Иссякший было водопад бранных слов, до которых обычно князь Глеб не был большой охотник, но тут вопреки обыкновению излил все известные ему ругательства на головы Онуфрия и Мосяги, чудодейственно возобновился с новой силой после того, как был выслушан Хвощ.
Правда, не сразу. Вначале слово взял тысяцкий Вышата, который напомнил, что он уже при известии о приближении Ратьши предложил вообще ни о чем с ними не говорить, а напасть точно так же, как под Исадами.
Теперь же и вовсе надлежит вострить мечи да готовиться к сражению, благо что сил у них вдвое против Ратьши, даже если считать половцев. Опять же не следует забывать и то, что две трети врагов из числа степняков, которые долго драться не умеют и после первого же безуспешного натиска рванут без оглядки куда глаза глядят.
Бояре одобрительно загудели, целиком и полностью соглашаясь с тысяцким, после чего слово взял Глеб, и тут началось такое…
Если в первый раз рязанский князь относительно спокойно пояснил Вышате, что вначале желательно выяснить, что известно Ратьше, к тому же в любом случае есть смысл сперва как следует усыпить их бдительность, а уж потом нападать, то теперь он моментально вышел из себя.
Брызжа слюной, он битый час орал, что лишние мечи числом до полутысячи никогда и никому помехой не были, поэтому, если есть хоть малая возможность завершить дело миром, уговорив воев перейти на сторону победителя, отчего бы ею не воспользоваться, а тот, кто предлагает сразиться, не кто иной, как тайный его ворог.
Бояре, собравшиеся вокруг князя, смотрели на него, искренне недоумевая об истинной причине столь бурного негодования.
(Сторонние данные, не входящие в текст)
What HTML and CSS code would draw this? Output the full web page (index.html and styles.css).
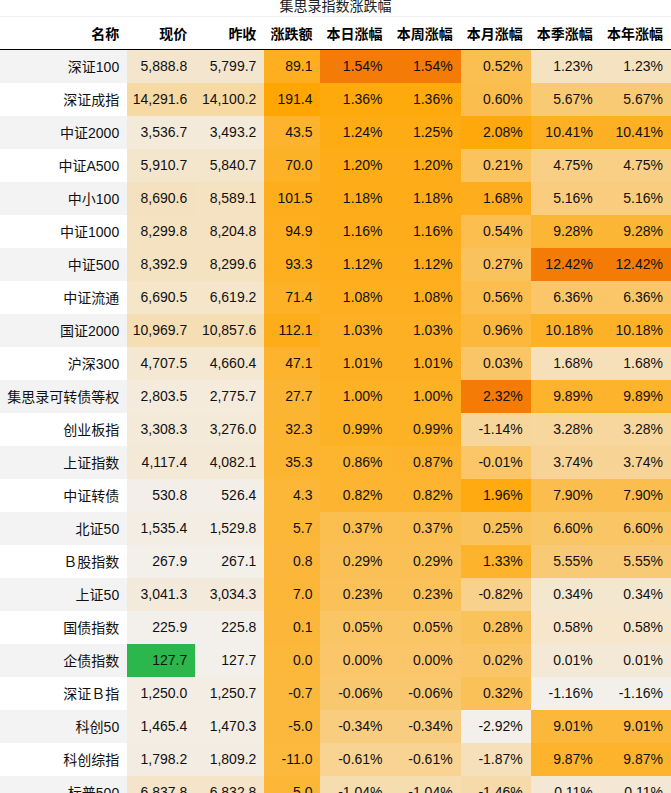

Загадочное миролюбие Глеба и непонятное желание во что бы то ни стало решить дело мирным путем удивляло их не на шутку.
А тот продолжал неистовствовать в своем гневе.
Так и не решаясь сказать о тайном страшном оружии, которое, несомненно, имелось у осадивших Рязань, иначе бы они не были столь уверены в себе и не выдвигали непомерные требования, Глеб выдумывал все новые и новые доводы в пользу своего нежелания сражаться.
В ход пошло все, включая слухи и пересуды рязанских жителей, которые в последнее время после проповедей некоего безумца в рясе не желают при встрече со своим князем даже глядеть на него, а потому ненадежны вплоть до того, что могут потом и не пустить его отряды в город.